Can an additional shot help protect people with multiple myeloma or other health conditions?

Starting in August, patients with blood cancers were among the immunocompromised people eligible for a third dose of the Pfizer and Moderna Covid-19 vaccines. That additional dose was expected to help some mount a stronger immune response.

More adults are already eligible to receive boosters of the Pfizer Covid-19 vaccine, and the US Food and Drug Administration is considering boosters for the Moderna and Johnson & Johnson vaccine recipients, as well.

Cifrino, Powell's longtime chief of staff, told CNN that Powell had received the two-dose Pfizer vaccine, and received a second shot in February. He had been scheduled to get a booster last week, but did not receive it because he was ill.
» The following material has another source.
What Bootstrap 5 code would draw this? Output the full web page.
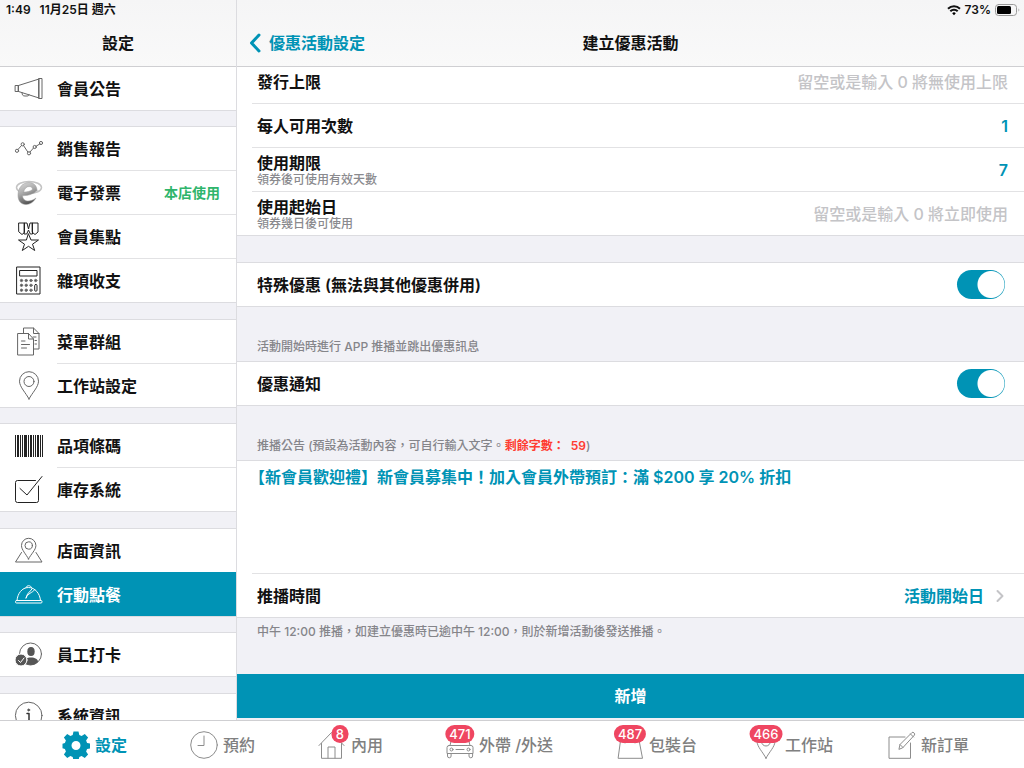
<!DOCTYPE html>
<html lang="zh-Hant">
<head>
<meta charset="utf-8">
<meta name="viewport" content="width=device-width, initial-scale=1">
<title>建立優惠活動</title>
<link href="https://cdn.jsdelivr.net/npm/bootstrap@5.3.0/dist/css/bootstrap.min.css" rel="stylesheet">
<style>
:root { --teal: #0093b5; --line: #dcdce0; --ground: #f1f1f6; }
body { font: 500 16px/20px Inter, "Noto Sans CJK TC", sans-serif; color: #111; background: #fff; }
a { text-decoration: none; color: inherit; }
svg { display: block; fill: none; stroke: currentColor; stroke-linecap: round; stroke-linejoin: round; flex: none; }
.teal { color: var(--teal); }
.side { width: 237px; flex: none; border-right: 1px solid var(--line); background: var(--ground); }
.top-bar { height: 67px; flex: none; background: linear-gradient(#f5f5f6, #f9f9f9); border-bottom: 1px solid #cfcfd2; }
.status-line { height: 19px; font-size: 12px; font-weight: 600; }
.clock { padding: 0 9px 0 6px; }
.title-line { height: 47px; }
.title-grid { display: grid; grid-template-columns: 1fr auto 1fr; align-items: center; }
.title-line, .strong-text { font-weight: 600; }
/* sidebar menu */
.menu-group { background: #fff; border-bottom: 1px solid var(--line); margin-bottom: 15px; flex: none; }
.menu-group + .menu-group { border-top: 1px solid var(--line); }
.menu-group:nth-child(even) { margin-bottom: 16px; }
.menu-item { font-weight: 600; padding-left: 14px; gap: 14px; color: #111; }
.menu-item svg { width: 29px; height: 29px; color: #666; stroke-width: 1; }
.menu-item svg.ink { color: #222; }
.menu-text { height: 43px; padding-right: 16px; }
.menu-item + .menu-item .menu-text { height: 44px; border-top: 1px solid #e2e2e4; }
.menu-item.current { background: var(--teal); color: #fff; }
.menu-item.current svg { color: #fff; }
.menu-item.current .menu-text { border-color: var(--teal) !important; }
.in-use { color: #2fb56c; font-size: 14px; font-weight: 600; }
/* form */
.pane { background: var(--ground); }
.scrolled { margin-top: -7px; }
.sheet { background: #fff; border-bottom: 1px solid var(--line); }
.sheet-top { border-top: 1px solid var(--line); }
.line-row { height: 43px; margin-left: 15px; padding: 0 16px 0 5px; }
.line-row + .line-row, .ruled { height: 44px; border-top: 1px solid #e2e2e4; }
.line-row label { font-weight: 600; }
.line-row input[type=text] { border: 0; outline: 0; background: none; text-align: right; color: var(--teal); padding: 0; font-weight: 600; }
.line-row input::placeholder { color: #c4c4c7; opacity: 1; font-weight: 500; }
.hint { color: #8a8a8e; font-size: 12px; line-height: 14px; }
.caption { color: #85858a; font-size: 12px; height: 54px; padding: 0 20px 4px; line-height: 20px; }
.footnote { padding: 4px 20px; height: auto; }
.gap-band { height: 26px; }
.red { color: #ff3b30; font-weight: 600; }
.toggle { appearance: none; width: 48px; height: 29px; border-radius: 15px; margin: 0 3px 0 0; background: radial-gradient(circle at 34px 50%, #fff 13px, var(--teal) 14px); }
.notice { height: 112px; border: 0; outline: 0; resize: none; color: var(--teal); padding: 6px 12px; display: block; width: 100%; font-weight: 600; }
.pick { border: 0; background: none; padding: 0; color: var(--teal); font-weight: 600; }
.pick svg { color: #c4c4c7; }
.submit { height: 44px; border: 0; background: var(--teal); color: #fff; margin-bottom: 2px; font-weight: 600; flex: none; }
/* tabs */
.tab-bar { height: 48px; border-top: 1px solid #cfcfd2; flex: none; color: #808080; background: #fff; padding: 0 55px 0 62px; }
.tab-link { gap: 5px; }
.tab-link:nth-child(n+6) { margin-left: -8px; }
.tab-link svg { width: 28px; height: 28px; stroke-width: 1; color: #8c8c8c; }
.tab-link.teal svg { color: var(--teal); }
.count { position: absolute; top: -6px; left: 50%; transform: translateX(-50%); background: #ef4661; color: #fff; font-size: 13px; font-weight: 500; line-height: 18px; height: 18px; min-width: 17px; padding: 0 4px; border-radius: 9px; text-align: center; }
.count.single { left: 22px; }
</style>
</head>
<body>
<div class="vh-100 d-flex flex-column overflow-hidden">
  <div class="d-flex flex-fill overflow-hidden">
    <aside class="side d-flex flex-column">
      <header class="top-bar">
        <div class="status-line d-flex align-items-center"><span class="clock">1:49</span><span>11月25日 週六</span></div>
        <div class="title-line d-flex align-items-center justify-content-center">設定</div>
      </header>
      <nav class="flex-fill overflow-hidden d-flex flex-column">
        <div class="menu-group">
          <a href="#" class="menu-item d-flex align-items-center">
            <svg viewBox="0 0 29 29"><path d="M4.500 11.500 25 5v19L4.500 17.500zM25 4.500h3v20h-3zM1.500 11.500h3v6h-3zM8 18.700c0 2.500 1 3.300 3 3.300h2c1.500 0 2-.6 2-1.500"/></svg>
            <span class="menu-text flex-fill d-flex align-items-center">會員公告</span></a>
        </div>
        <div class="menu-group">
          <a href="#" class="menu-item d-flex align-items-center">
            <svg viewBox="0 0 29 29"><path d="m4 15.500 3.500-4M9.500 11.500l4.300 6.500M16 18l3.500-4M22 12.300l4-2.500"/><circle cx="3" cy="16.800" r="1.600"/><circle cx="8.700" cy="10.300" r="1.600"/><circle cx="15" cy="19.300" r="1.600"/><circle cx="20.700" cy="13" r="1.600"/><circle cx="27" cy="9" r="1.600"/></svg>
            <span class="menu-text flex-fill d-flex align-items-center">銷售報告</span></a>
          <a href="#" class="menu-item d-flex align-items-center">
            <svg viewBox="0 0 29 29"><defs><linearGradient id="silver" x2=".4" y2="1"><stop stop-color="#ddd"/><stop offset=".5" stop-color="#aaa"/><stop offset="1" stop-color="#555"/></linearGradient></defs><ellipse cx="15" cy="9.500" rx="12.500" ry="6" stroke="#c4c4c4" stroke-width="1.500"/><path d="M23 12.500c0-5-3.500-8-8-8C8.500 4.500 4 10 4 17c0 6 3 9.500 8 9.500 4 0 7.500-2.300 10-6.500-3 2.300-5.500 3-8 3-3.500 0-5.300-2.300-5.500-5.500C13 18 19 16.500 23 12.500zM9.500 14c1-3.300 3-5.500 5.500-5.500 2.300 0 3.500 1.300 3.500 3-2.500 2-5.500 2.500-9 2.500z" fill="url(#silver)" stroke="#999" stroke-width=".5"/></svg>
            <span class="menu-text flex-fill d-flex align-items-center justify-content-between">電子發票<span class="in-use">本店使用</span></span></a>
          <a href="#" class="menu-item d-flex align-items-center">
            <svg class="ink" viewBox="0 0 29 29"><path d="M5 1h5.500v9.500L8 12.500l-3-2.500zM18.500 1H24v9l-3 2.500-2.500-2zM10.500 1H13l1.500 6L16 1h2.500v11h-2.200l-1.800-4-1.800 4h-2.200zM14.500 12l2.500 6h7.500l-6 4.200 2.200 6.300-6.200-4.200-6.200 4.200 2.200-6.300-6-4.200H12z"/></svg>
            <span class="menu-text flex-fill d-flex align-items-center">會員集點</span></a>
          <a href="#" class="menu-item d-flex align-items-center">
            <svg class="ink" viewBox="0 0 29 29"><path d="M3 1h23v27H3zM6 4.500h17V10H6z"/><g fill="#555" stroke="#777"><circle cx="7.500" cy="14.500" r="1.200"/><circle cx="12.200" cy="14.500" r="1.200"/><circle cx="17" cy="14.500" r="1.200"/><circle cx="21.700" cy="14.500" r="1.200"/><circle cx="7.500" cy="19.300" r="1.200"/><circle cx="12.200" cy="19.300" r="1.200"/><circle cx="17" cy="19.300" r="1.200"/><circle cx="7.500" cy="24.200" r="1.200"/><circle cx="12.200" cy="24.200" r="1.200"/><circle cx="17" cy="24.200" r="1.200"/></g><rect x="20.700" y="18.500" width="2.300" height="6.700" rx="1"/></svg>
            <span class="menu-text flex-fill d-flex align-items-center">雜項收支</span></a>
        </div>
        <div class="menu-group">
          <a href="#" class="menu-item d-flex align-items-center">
            <svg viewBox="0 0 29 29"><path d="M4 6.500h10.500l5 5.500v16H4zM14.500 6.500V12h5M7.500 14H11M7.500 17.500h8M7.500 21h5M9.500 6.500V1h10l5.500 5.500V22h-5.500M19.500 1v5.500H25M19 10h3M21 13.500h1.500M21 17h1.500"/></svg>
            <span class="menu-text flex-fill d-flex align-items-center">菜單群組</span></a>
          <a href="#" class="menu-item d-flex align-items-center">
            <svg viewBox="0 0 29 29"><path d="M15 28C12 22 5.500 16 5.500 10.200a9.500 9.500 0 0 1 19 0C24.500 16 18 22 15 28z"/><circle cx="15" cy="10.500" r="5"/></svg>
            <span class="menu-text flex-fill d-flex align-items-center">工作站設定</span></a>
        </div>
        <div class="menu-group">
          <a href="#" class="menu-item d-flex align-items-center">
            <svg class="ink" viewBox="0 0 29 29"><g fill="currentColor" stroke="none"><path d="M1 4h1v22H1zM3 4h2v22H3zM6 4h1v22H6zM8 4h1v22H8zM10 4h3v22h-3zM14 4h1v22h-1zM16 4h2v22h-2zM19 4h1v22h-1zM21 4h1v22h-1zM23 4h2v22h-2zM26 4h1v22h-1zM28 4h1v22h-1z"/></g></svg>
            <span class="menu-text flex-fill d-flex align-items-center">品項條碼</span></a>
          <a href="#" class="menu-item d-flex align-items-center">
            <svg class="ink" viewBox="0 0 29 29"><path d="M21.500 5.500h-18a2 2 0 0 0-2 2v18a2 2 0 0 0 2 2h19a2 2 0 0 0 2-2V11M6 13.500l7 6.500L28 1.500"/></svg>
            <span class="menu-text flex-fill d-flex align-items-center">庫存系統</span></a>
        </div>
        <div class="menu-group">
          <a href="#" class="menu-item d-flex align-items-center">
            <svg viewBox="0 0 29 29"><path d="M14.500 23C12 18 7.500 14 7.500 9.500a7.200 7.200 0 0 1 14.400 0C21.900 14 17 18 14.500 23zM7.500 16.500 1.500 26h26.500l-6-9.500"/><circle cx="14.700" cy="9.500" r="3.700"/></svg>
            <span class="menu-text flex-fill d-flex align-items-center">店面資訊</span></a>
          <a href="#" class="menu-item current d-flex align-items-center" aria-current="page">
            <svg viewBox="0 0 29 29"><rect x="1.500" y="20.500" width="26.500" height="2.500" rx="1"/><path d="M3 20.500c.5-7 5-13 11.500-13s11.500 6 12 13M12 7.500c.5-2.500 5-2.500 5.500 0M12 18c.5-4.500 4-6 6-9M12 18c2-5 6-5 8.500-8"/></svg>
            <span class="menu-text flex-fill d-flex align-items-center">行動點餐</span></a>
        </div>
        <div class="menu-group">
          <a href="#" class="menu-item d-flex align-items-center">
            <svg viewBox="0 0 29 29"><circle cx="16.500" cy="14" r="11"/><g fill="#555" stroke="none"><ellipse cx="17" cy="11.500" rx="3.700" ry="4.500"/><path d="M10 22c0-3 3-4.500 7-4.500s7 1.500 7 4.500c-2 2-4.500 3-7 3s-5.500-1-7-3z"/><circle cx="7" cy="20" r="6" stroke="#fff"/></g><path stroke="#fff" d="m4.500 20.500 2 2 3.500-4.500"/></svg>
            <span class="menu-text flex-fill d-flex align-items-center">員工打卡</span></a>
        </div>
        <div class="menu-group">
          <a href="#" class="menu-item d-flex align-items-center">
            <svg viewBox="0 0 29 29"><circle cx="14.700" cy="14.500" r="13.300"/><circle cx="14.700" cy="9" r="1" fill="#333"/><path stroke="#333" stroke-width="1.500" d="M13 12.500h2V20M12.500 20h5"/></svg>
            <span class="menu-text flex-fill d-flex align-items-center">系統資訊</span></a>
        </div>
      </nav>
    </aside>
    <main class="pane flex-fill d-flex flex-column overflow-hidden">
      <header class="top-bar">
        <div class="status-line d-flex align-items-center justify-content-end gap-1 pe-1">
          <svg width="14" height="12" viewBox="0 0 14 12" stroke-width="2"><path style="stroke-linecap:butt" d="M1 4.700a8.500 8.500 0 0 1 12 0M3.300 7.300a5.200 5.200 0 0 1 7.400 0"/><path d="m5.200 9.300 1.800 2 1.800-2a2.500 2.500 0 0 0-3.600 0z" fill="#000" stroke="none"/></svg>
          <span>73%</span>
          <svg width="25" height="12" viewBox="0 0 25 12"><rect x=".5" y=".5" width="21" height="11" rx="3" stroke="#999"/><rect x="2" y="2" width="14" height="8" rx="1.500" fill="#000" stroke="none"/><path d="M23.500 4.500c1 .3 1 2.700 0 3z" fill="#999" stroke="none"/></svg>
        </div>
        <div class="title-line title-grid">
          <a href="#" class="teal d-flex align-items-center gap-2 ps-2 ms-1"><svg width="12" height="20" viewBox="0 0 12 20" stroke-width="3"><path d="M10 2 2.500 10l7.500 8"/></svg>優惠活動設定</a>
          <span>建立優惠活動</span>
        </div>
      </header>
      <form class="flex-fill overflow-hidden" id="promo">
        <div class="sheet scrolled">
          <div class="line-row d-flex align-items-center"><label for="cap">發行上限</label><input class="flex-fill" type="text" id="cap" placeholder="留空或是輸入 0 將無使用上限"></div>
          <div class="line-row d-flex align-items-center"><label for="each">每人可用次數</label><input class="flex-fill" type="text" id="each" value="1"></div>
          <div class="line-row d-flex align-items-center"><div><label class="d-block" for="valid">使用期限</label><div class="hint">領券後可使用有效天數</div></div><input class="flex-fill" type="text" id="valid" value="7"></div>
          <div class="line-row d-flex align-items-center"><div><label class="d-block" for="start">使用起始日</label><div class="hint">領券幾日後可使用</div></div><input class="flex-fill" type="text" id="start" placeholder="留空或是輸入 0 將立即使用"></div>
        </div>
        <div class="gap-band"></div>
        <div class="sheet sheet-top"><div class="line-row d-flex align-items-center justify-content-between"><label for="special">特殊優惠 (無法與其他優惠併用)</label><input class="toggle" type="checkbox" role="switch" id="special" checked></div></div>
        <div class="caption d-flex align-items-end">活動開始時進行 APP 推播並跳出優惠訊息</div>
        <div class="sheet sheet-top"><div class="line-row d-flex align-items-center justify-content-between"><label for="notify">優惠通知</label><input class="toggle" type="checkbox" role="switch" id="notify" checked></div></div>
        <div class="caption d-flex align-items-end"><label for="notice">推播公告 (預設為活動內容，可自行輸入文字。<span class="red">剩餘字數：&nbsp; 59</span>)</label></div>
        <div class="sheet sheet-top">
          <textarea class="notice" id="notice">【新會員歡迎禮】新會員募集中！加入會員外帶預訂：滿 $200 享 20% 折扣</textarea>
          <div class="line-row ruled d-flex align-items-center justify-content-between"><label for="when">推播時間</label><button type="button" id="when" class="pick d-flex align-items-center gap-2">活動開始日<svg class="mx-1" width="8" height="14" viewBox="0 0 8 14" stroke-width="2"><path d="m1.500 2 5 5-5 5"/></svg></button></div>
        </div>
        <div class="caption footnote">中午 12:00 推播，如建立優惠時已逾中午 12:00，則於新增活動後發送推播。</div>
      </form>
      <button class="submit" type="submit" form="promo">新增</button>
    </main>
  </div>
  <nav class="tab-bar d-flex align-items-center justify-content-between">
    <a href="#" class="tab-link teal strong-text d-flex align-items-center" aria-current="page">
      <svg viewBox="0 0 28 28"><path fill="currentColor" stroke="none" fill-rule="evenodd" d="M11.500.5h5l.8 3.600 2.300 1 3.200-2 3.300 3.300-2 3.200 1 2.300 3.400.8v4.600l-3.400.8-1 2.300 2 3.200-3.300 3.300-3.200-2-2.300 1-.8 3.600h-5l-.8-3.600-2.300-1-3.200 2L1.900 23.600l2-3.200-1-2.300-2.400-.8v-4.600l2.400-.8 1-2.300-2-3.200 3.300-3.300 3.200 2 2.300-1zM14 10a4.500 4.500 0 1 0 0 9 4.500 4.500 0 0 0 0-9z"/></svg>設定</a>
    <a href="#" class="tab-link d-flex align-items-center"><svg viewBox="0 0 28 28"><circle cx="14" cy="14" r="13.300"/><path d="M14 5v9.500H8"/></svg>預約</a>
    <a href="#" class="tab-link d-flex align-items-center"><span class="position-relative"><svg viewBox="0 0 28 28"><path d="M1 14.500 13.500 1.500 26 14.500M3.500 12.500V27.300h20V12.500M10 27V16h7v11"/></svg><span class="count single">8</span></span>內用</a>
    <a href="#" class="tab-link d-flex align-items-center"><span class="position-relative"><svg viewBox="0 0 28 28"><path d="M4 14.500 6 6h16l2 8.500M3 14.500h22a2 2 0 0 1 2 2v6H1v-6a2 2 0 0 1 2-2zM1.500 22.500V25a1.800 1.800 0 0 0 3.600 0v-2.500M23 22.500V25a1.800 1.800 0 0 0 3.600 0v-2.500M10 18.500h8"/><circle cx="5.500" cy="18.500" r="1.500"/><circle cx="22.500" cy="18.500" r="1.500"/></svg><span class="count">471</span></span>外帶 /外送</a>
    <a href="#" class="tab-link d-flex align-items-center"><span class="position-relative"><svg viewBox="0 0 28 28"><path d="M5 9h18l3.500 18.300h-24zM9 12V6a5 5 0 0 1 10 0v6"/></svg><span class="count">487</span></span>包裝台</a>
    <a href="#" class="tab-link d-flex align-items-center"><span class="position-relative"><svg viewBox="0 0 28 28"><path d="M14 27.300C11 21 5 16 5 10a9 9 0 0 1 18 0c0 6-6 11-9 17.300z"/><circle cx="14" cy="10.500" r="4.500"/></svg><span class="count">466</span></span>工作站</a>
    <a href="#" class="tab-link d-flex align-items-center"><svg viewBox="0 0 28 28"><path d="M17 6H1v21.300h21.500V12M11 18l1-4.500L24 1.500c1-1 3.500 1.200 2.500 2.500L15 16.500zM12 13.500l3 3M22.500 3l3 3"/></svg>新訂單</a>
  </nav>
</div>
<script src="https://cdn.jsdelivr.net/npm/bootstrap@5.3.0/dist/js/bootstrap.bundle.min.js"></script>
</body>
</html>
"This is not a failure of the vaccine, but rather a failure of the person's body in whom the vaccine was administered," said Dr. David Cohn, the chief medical officer at the Ohio State University Comprehensive Cancer Center.

It's essential that people around those with multiple myeloma -- or other immunocompromising conditions -- get vaccinated.

"It's not their fault that they can't generate a good immune response, so the key thing is to have everybody else around them fully vaccinated," Ribas said, noting that current guidelines do not recommend boosters for the caretakers of people who have a low response to the vaccine. He hopes those guidelines will change.

"We need to be able to get everyone around them well protected so they do not carry the virus to them," he said.